- _Task requirements_: Leaving out every picture, quote the data below exactly as it appears.

- _Data block_:

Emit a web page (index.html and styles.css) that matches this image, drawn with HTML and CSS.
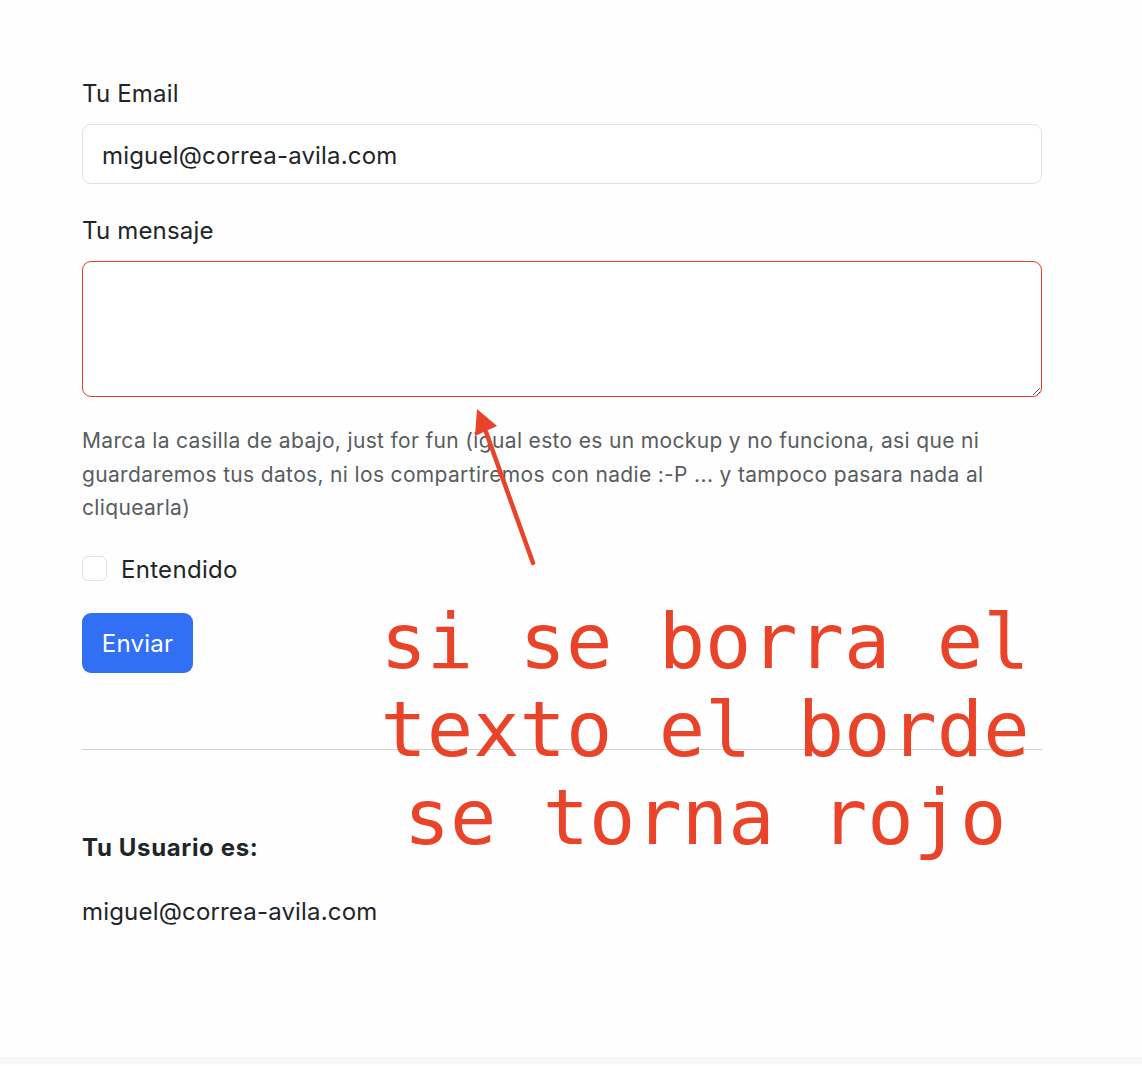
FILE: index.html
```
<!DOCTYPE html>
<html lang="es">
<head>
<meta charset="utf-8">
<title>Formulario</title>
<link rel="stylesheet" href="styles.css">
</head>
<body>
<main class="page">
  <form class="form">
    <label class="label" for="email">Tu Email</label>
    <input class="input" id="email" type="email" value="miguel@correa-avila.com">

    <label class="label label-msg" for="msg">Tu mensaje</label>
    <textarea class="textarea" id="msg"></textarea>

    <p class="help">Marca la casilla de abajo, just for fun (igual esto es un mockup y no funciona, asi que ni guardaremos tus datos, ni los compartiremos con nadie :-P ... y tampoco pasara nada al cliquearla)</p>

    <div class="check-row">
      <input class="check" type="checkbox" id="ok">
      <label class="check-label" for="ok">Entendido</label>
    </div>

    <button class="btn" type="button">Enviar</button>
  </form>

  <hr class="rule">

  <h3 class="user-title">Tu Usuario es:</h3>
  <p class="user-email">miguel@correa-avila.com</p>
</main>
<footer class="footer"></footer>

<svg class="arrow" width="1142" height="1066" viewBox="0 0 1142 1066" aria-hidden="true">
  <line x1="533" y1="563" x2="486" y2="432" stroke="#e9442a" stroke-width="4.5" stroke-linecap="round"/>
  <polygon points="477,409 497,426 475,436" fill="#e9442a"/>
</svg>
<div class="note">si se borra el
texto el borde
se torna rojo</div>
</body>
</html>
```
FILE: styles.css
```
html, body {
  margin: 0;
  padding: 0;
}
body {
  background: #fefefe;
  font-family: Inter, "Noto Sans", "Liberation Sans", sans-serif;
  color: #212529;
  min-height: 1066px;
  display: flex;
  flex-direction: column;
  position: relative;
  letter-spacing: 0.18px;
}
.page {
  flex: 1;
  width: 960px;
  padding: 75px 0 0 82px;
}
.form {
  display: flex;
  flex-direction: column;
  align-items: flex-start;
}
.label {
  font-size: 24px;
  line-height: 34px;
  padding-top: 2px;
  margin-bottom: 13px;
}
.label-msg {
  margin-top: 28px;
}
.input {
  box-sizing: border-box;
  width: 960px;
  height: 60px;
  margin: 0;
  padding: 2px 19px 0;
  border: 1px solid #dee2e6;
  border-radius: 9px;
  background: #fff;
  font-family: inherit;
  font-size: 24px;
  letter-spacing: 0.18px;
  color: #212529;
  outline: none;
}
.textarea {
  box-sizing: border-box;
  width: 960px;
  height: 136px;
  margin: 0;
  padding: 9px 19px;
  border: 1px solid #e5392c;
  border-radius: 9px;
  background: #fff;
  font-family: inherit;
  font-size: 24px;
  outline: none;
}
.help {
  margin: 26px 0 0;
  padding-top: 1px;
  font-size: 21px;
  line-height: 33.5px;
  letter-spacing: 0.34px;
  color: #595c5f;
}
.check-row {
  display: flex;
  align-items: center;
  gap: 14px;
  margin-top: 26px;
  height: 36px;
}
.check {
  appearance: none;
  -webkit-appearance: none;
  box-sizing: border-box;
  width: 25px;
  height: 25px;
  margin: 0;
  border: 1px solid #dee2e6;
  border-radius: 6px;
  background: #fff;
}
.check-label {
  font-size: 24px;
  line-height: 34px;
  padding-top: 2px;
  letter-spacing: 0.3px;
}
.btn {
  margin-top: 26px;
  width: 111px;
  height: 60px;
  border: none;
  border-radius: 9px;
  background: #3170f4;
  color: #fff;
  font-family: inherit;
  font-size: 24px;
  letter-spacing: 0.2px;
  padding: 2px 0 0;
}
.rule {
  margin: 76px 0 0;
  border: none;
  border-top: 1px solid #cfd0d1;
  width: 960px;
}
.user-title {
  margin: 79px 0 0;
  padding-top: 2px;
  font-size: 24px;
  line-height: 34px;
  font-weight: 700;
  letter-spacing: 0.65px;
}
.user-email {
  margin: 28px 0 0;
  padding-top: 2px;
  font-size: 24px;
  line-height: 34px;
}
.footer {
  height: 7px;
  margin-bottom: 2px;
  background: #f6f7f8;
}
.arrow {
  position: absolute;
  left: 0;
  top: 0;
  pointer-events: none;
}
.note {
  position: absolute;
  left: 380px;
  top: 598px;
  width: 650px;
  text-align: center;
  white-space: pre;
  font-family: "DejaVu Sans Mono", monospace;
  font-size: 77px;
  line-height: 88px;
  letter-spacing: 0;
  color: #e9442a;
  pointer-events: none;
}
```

- _Written answer_:
Emit a web page (index.html and styles.css) that matches this image, drawn with HTML and CSS.
FILE: index.html
```
<!DOCTYPE html>
<html lang="es">
<head>
<meta charset="utf-8">
<title>Formulario</title>
<link rel="stylesheet" href="styles.css">
</head>
<body>
<main class="page">
  <form class="form">
    <label class="label" for="email">Tu Email</label>
    <input class="input" id="email" type="email" value="miguel@correa-avila.com">

    <label class="label label-msg" for="msg">Tu mensaje</label>
    <textarea class="textarea" id="msg"></textarea>

    <p class="help">Marca la casilla de abajo, just for fun (igual esto es un mockup y no funciona, asi que ni guardaremos tus datos, ni los compartiremos con nadie :-P ... y tampoco pasara nada al cliquearla)</p>

    <div class="check-row">
      <input class="check" type="checkbox" id="ok">
      <label class="check-label" for="ok">Entendido</label>
    </div>

    <button class="btn" type="button">Enviar</button>
  </form>

  <hr class="rule">

  <h3 class="user-title">Tu Usuario es:</h3>
  <p class="user-email">miguel@correa-avila.com</p>
</main>
<footer class="footer"></footer>

<svg class="arrow" width="1142" height="1066" viewBox="0 0 1142 1066" aria-hidden="true">
  <line x1="533" y1="563" x2="486" y2="432" stroke="#e9442a" stroke-width="4.5" stroke-linecap="round"/>
  <polygon points="477,409 497,426 475,436" fill="#e9442a"/>
</svg>
<div class="note">si se borra el
texto el borde
se torna rojo</div>
</body>
</html>
```
FILE: styles.css
```
html, body {
  margin: 0;
  padding: 0;
}
body {
  background: #fefefe;
  font-family: Inter, "Noto Sans", "Liberation Sans", sans-serif;
  color: #212529;
  min-height: 1066px;
  display: flex;
  flex-direction: column;
  position: relative;
  letter-spacing: 0.18px;
}
.page {
  flex: 1;
  width: 960px;
  padding: 75px 0 0 82px;
}
.form {
  display: flex;
  flex-direction: column;
  align-items: flex-start;
}
.label {
  font-size: 24px;
  line-height: 34px;
  padding-top: 2px;
  margin-bottom: 13px;
}
.label-msg {
  margin-top: 28px;
}
.input {
  box-sizing: border-box;
  width: 960px;
  height: 60px;
  margin: 0;
  padding: 2px 19px 0;
  border: 1px solid #dee2e6;
  border-radius: 9px;
  background: #fff;
  font-family: inherit;
  font-size: 24px;
  letter-spacing: 0.18px;
  color: #212529;
  outline: none;
}
.textarea {
  box-sizing: border-box;
  width: 960px;
  height: 136px;
  margin: 0;
  padding: 9px 19px;
  border: 1px solid #e5392c;
  border-radius: 9px;
  background: #fff;
  font-family: inherit;
  font-size: 24px;
  outline: none;
}
.help {
  margin: 26px 0 0;
  padding-top: 1px;
  font-size: 21px;
  line-height: 33.5px;
  letter-spacing: 0.34px;
  color: #595c5f;
}
.check-row {
  display: flex;
  align-items: center;
  gap: 14px;
  margin-top: 26px;
  height: 36px;
}
.check {
  appearance: none;
  -webkit-appearance: none;
  box-sizing: border-box;
  width: 25px;
  height: 25px;
  margin: 0;
  border: 1px solid #dee2e6;
  border-radius: 6px;
  background: #fff;
}
.check-label {
  font-size: 24px;
  line-height: 34px;
  padding-top: 2px;
  letter-spacing: 0.3px;
}
.btn {
  margin-top: 26px;
  width: 111px;
  height: 60px;
  border: none;
  border-radius: 9px;
  background: #3170f4;
  color: #fff;
  font-family: inherit;
  font-size: 24px;
  letter-spacing: 0.2px;
  padding: 2px 0 0;
}
.rule {
  margin: 76px 0 0;
  border: none;
  border-top: 1px solid #cfd0d1;
  width: 960px;
}
.user-title {
  margin: 79px 0 0;
  padding-top: 2px;
  font-size: 24px;
  line-height: 34px;
  font-weight: 700;
  letter-spacing: 0.65px;
}
.user-email {
  margin: 28px 0 0;
  padding-top: 2px;
  font-size: 24px;
  line-height: 34px;
}
.footer {
  height: 7px;
  margin-bottom: 2px;
  background: #f6f7f8;
}
.arrow {
  position: absolute;
  left: 0;
  top: 0;
  pointer-events: none;
}
.note {
  position: absolute;
  left: 380px;
  top: 598px;
  width: 650px;
  text-align: center;
  white-space: pre;
  font-family: "DejaVu Sans Mono", monospace;
  font-size: 77px;
  line-height: 88px;
  letter-spacing: 0;
  color: #e9442a;
  pointer-events: none;
}
```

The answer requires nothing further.